** begin Data excerpt **
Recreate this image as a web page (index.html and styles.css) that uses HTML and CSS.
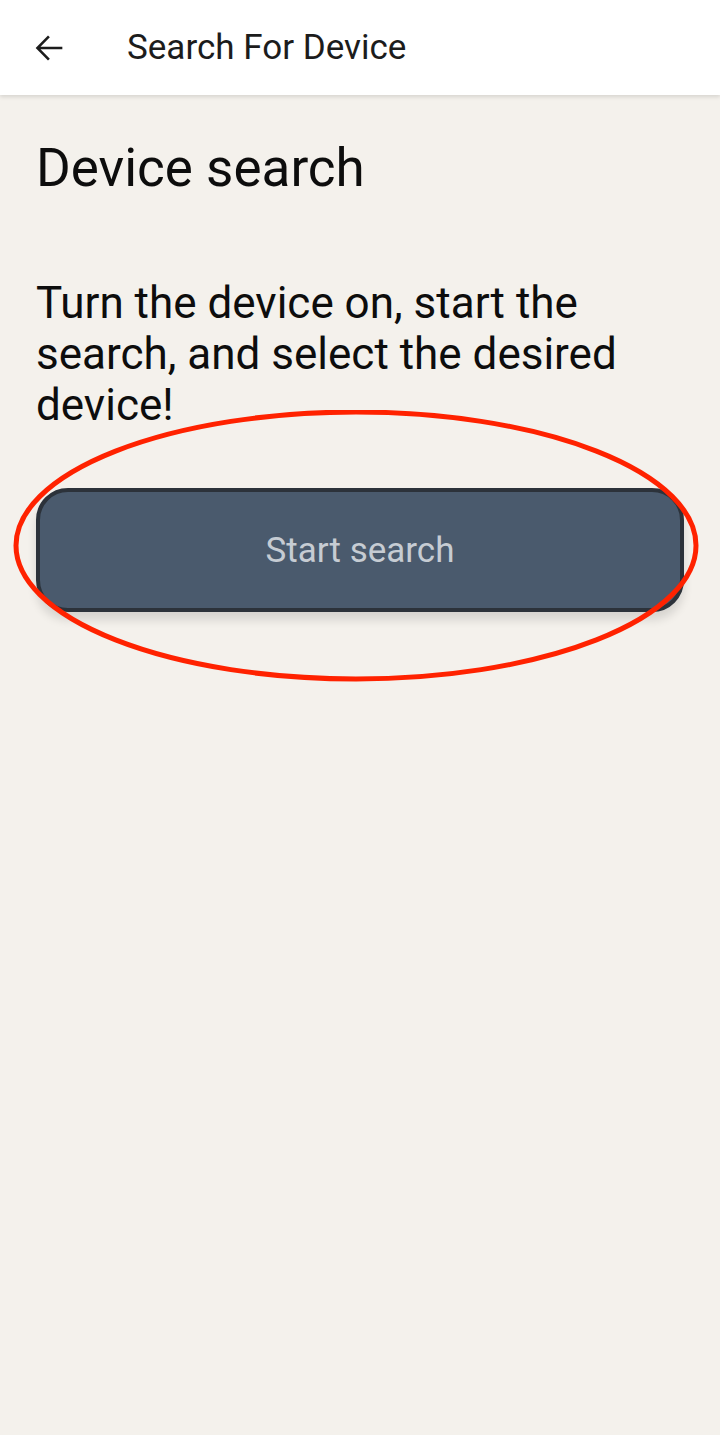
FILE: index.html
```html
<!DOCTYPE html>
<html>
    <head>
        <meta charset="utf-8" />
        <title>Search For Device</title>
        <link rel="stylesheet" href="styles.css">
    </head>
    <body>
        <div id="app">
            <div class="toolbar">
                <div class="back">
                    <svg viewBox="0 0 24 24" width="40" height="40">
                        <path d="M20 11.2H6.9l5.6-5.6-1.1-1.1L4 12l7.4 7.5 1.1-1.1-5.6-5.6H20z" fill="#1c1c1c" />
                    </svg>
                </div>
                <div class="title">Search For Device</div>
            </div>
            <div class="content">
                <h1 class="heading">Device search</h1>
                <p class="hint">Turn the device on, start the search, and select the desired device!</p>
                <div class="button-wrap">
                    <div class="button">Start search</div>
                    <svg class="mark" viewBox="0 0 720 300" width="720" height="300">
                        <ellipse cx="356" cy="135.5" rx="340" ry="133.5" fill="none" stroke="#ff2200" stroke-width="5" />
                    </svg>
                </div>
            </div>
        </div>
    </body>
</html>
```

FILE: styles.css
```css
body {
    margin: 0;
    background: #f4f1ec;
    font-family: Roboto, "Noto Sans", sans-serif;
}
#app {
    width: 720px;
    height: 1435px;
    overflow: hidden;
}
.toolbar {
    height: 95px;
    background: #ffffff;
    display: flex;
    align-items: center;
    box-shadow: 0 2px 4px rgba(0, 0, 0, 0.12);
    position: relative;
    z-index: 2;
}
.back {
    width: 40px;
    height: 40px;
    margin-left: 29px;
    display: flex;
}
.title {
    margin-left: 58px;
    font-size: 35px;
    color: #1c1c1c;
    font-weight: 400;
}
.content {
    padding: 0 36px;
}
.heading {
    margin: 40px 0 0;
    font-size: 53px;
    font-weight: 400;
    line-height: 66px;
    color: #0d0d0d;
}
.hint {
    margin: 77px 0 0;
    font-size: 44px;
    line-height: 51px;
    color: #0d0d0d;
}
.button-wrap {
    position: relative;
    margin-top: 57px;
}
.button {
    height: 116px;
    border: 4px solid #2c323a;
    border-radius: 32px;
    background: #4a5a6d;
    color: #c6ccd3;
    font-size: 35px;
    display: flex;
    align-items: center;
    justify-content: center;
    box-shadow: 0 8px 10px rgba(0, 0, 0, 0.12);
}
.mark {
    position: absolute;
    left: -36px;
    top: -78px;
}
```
** end Data excerpt **
### The task
Report only how many lines in the listing contain the string "styles".

### Answer to this task
3